## BEGIN Data provided

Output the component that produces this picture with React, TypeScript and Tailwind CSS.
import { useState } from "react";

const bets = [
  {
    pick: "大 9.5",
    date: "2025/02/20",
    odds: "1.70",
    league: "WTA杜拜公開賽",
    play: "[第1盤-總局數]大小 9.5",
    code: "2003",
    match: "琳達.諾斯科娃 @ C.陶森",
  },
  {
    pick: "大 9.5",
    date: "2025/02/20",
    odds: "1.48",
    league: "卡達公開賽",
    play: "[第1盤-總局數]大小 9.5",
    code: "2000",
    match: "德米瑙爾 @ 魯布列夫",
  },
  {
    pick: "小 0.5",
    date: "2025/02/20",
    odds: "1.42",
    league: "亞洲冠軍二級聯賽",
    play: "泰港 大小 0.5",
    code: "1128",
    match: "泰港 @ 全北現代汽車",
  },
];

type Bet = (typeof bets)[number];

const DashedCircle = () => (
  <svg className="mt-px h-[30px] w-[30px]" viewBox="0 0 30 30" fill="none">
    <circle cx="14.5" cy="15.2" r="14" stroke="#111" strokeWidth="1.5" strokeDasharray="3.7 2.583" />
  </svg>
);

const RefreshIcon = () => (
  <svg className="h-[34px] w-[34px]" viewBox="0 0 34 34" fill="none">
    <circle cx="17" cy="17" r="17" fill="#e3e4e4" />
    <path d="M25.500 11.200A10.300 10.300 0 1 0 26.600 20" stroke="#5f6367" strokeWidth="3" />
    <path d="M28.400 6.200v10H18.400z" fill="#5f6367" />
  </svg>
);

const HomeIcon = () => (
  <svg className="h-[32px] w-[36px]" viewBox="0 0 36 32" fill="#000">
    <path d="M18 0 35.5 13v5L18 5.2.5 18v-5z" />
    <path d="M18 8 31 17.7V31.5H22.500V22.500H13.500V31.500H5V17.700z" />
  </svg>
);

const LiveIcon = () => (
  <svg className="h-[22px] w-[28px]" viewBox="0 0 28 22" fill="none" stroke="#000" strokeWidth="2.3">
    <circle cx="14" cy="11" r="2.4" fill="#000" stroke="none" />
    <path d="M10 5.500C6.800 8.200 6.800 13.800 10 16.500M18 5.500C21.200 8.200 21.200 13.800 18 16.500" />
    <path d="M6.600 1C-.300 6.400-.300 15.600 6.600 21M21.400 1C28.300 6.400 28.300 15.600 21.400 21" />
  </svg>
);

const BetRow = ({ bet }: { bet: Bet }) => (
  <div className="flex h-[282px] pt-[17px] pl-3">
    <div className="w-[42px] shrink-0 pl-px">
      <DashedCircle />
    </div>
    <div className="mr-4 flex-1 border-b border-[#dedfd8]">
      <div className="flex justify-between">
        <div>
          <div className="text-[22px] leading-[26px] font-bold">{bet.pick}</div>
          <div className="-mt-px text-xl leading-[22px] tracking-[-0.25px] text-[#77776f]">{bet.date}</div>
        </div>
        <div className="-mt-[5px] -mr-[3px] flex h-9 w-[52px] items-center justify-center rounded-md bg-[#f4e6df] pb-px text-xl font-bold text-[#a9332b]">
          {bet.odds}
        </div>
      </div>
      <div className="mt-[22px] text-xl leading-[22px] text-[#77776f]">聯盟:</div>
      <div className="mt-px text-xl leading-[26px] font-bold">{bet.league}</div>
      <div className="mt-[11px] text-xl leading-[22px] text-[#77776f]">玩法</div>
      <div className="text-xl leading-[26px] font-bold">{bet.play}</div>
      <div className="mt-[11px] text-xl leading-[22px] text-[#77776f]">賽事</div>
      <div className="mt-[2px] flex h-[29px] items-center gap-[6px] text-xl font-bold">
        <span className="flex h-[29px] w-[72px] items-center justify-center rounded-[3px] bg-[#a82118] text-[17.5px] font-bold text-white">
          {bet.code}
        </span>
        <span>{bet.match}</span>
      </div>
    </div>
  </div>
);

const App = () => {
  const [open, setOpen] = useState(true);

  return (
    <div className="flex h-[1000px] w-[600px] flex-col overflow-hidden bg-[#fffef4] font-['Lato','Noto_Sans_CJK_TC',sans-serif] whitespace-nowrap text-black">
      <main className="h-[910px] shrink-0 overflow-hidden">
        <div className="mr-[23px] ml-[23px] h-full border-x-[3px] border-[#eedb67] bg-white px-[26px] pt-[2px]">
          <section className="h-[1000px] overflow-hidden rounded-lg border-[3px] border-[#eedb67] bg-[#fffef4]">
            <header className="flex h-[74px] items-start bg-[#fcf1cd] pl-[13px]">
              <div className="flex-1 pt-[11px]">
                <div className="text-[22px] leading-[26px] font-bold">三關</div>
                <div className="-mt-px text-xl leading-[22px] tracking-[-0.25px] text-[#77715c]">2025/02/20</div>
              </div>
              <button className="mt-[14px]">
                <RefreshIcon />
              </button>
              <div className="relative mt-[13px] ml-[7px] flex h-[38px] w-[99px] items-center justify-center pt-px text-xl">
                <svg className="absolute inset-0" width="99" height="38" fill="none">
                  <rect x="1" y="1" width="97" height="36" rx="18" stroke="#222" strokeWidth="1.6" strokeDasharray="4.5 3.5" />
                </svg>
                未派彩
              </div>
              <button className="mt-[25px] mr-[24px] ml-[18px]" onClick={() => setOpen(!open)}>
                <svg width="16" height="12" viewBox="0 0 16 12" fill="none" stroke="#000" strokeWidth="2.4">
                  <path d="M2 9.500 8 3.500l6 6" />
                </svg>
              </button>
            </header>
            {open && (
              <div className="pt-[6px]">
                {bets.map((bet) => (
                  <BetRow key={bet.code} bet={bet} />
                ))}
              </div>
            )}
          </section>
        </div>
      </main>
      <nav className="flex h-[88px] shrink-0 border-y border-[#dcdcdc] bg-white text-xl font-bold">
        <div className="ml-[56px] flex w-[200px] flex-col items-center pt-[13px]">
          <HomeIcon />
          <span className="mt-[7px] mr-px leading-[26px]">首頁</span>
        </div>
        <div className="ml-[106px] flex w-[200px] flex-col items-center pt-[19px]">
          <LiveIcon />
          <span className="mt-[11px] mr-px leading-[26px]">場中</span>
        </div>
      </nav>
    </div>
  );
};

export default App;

## END Data provided

Set down the lines above as they stand, starting with the first line and ending with the line that contains "type Bet = (typeof bets)[number];".

## Output for this exercise
Output the component that produces this picture with React, TypeScript and Tailwind CSS.
import { useState } from "react";

const bets = [
  {
    pick: "大 9.5",
    date: "2025/02/20",
    odds: "1.70",
    league: "WTA杜拜公開賽",
    play: "[第1盤-總局數]大小 9.5",
    code: "2003",
    match: "琳達.諾斯科娃 @ C.陶森",
  },
  {
    pick: "大 9.5",
    date: "2025/02/20",
    odds: "1.48",
    league: "卡達公開賽",
    play: "[第1盤-總局數]大小 9.5",
    code: "2000",
    match: "德米瑙爾 @ 魯布列夫",
  },
  {
    pick: "小 0.5",
    date: "2025/02/20",
    odds: "1.42",
    league: "亞洲冠軍二級聯賽",
    play: "泰港 大小 0.5",
    code: "1128",
    match: "泰港 @ 全北現代汽車",
  },
];

type Bet = (typeof bets)[number];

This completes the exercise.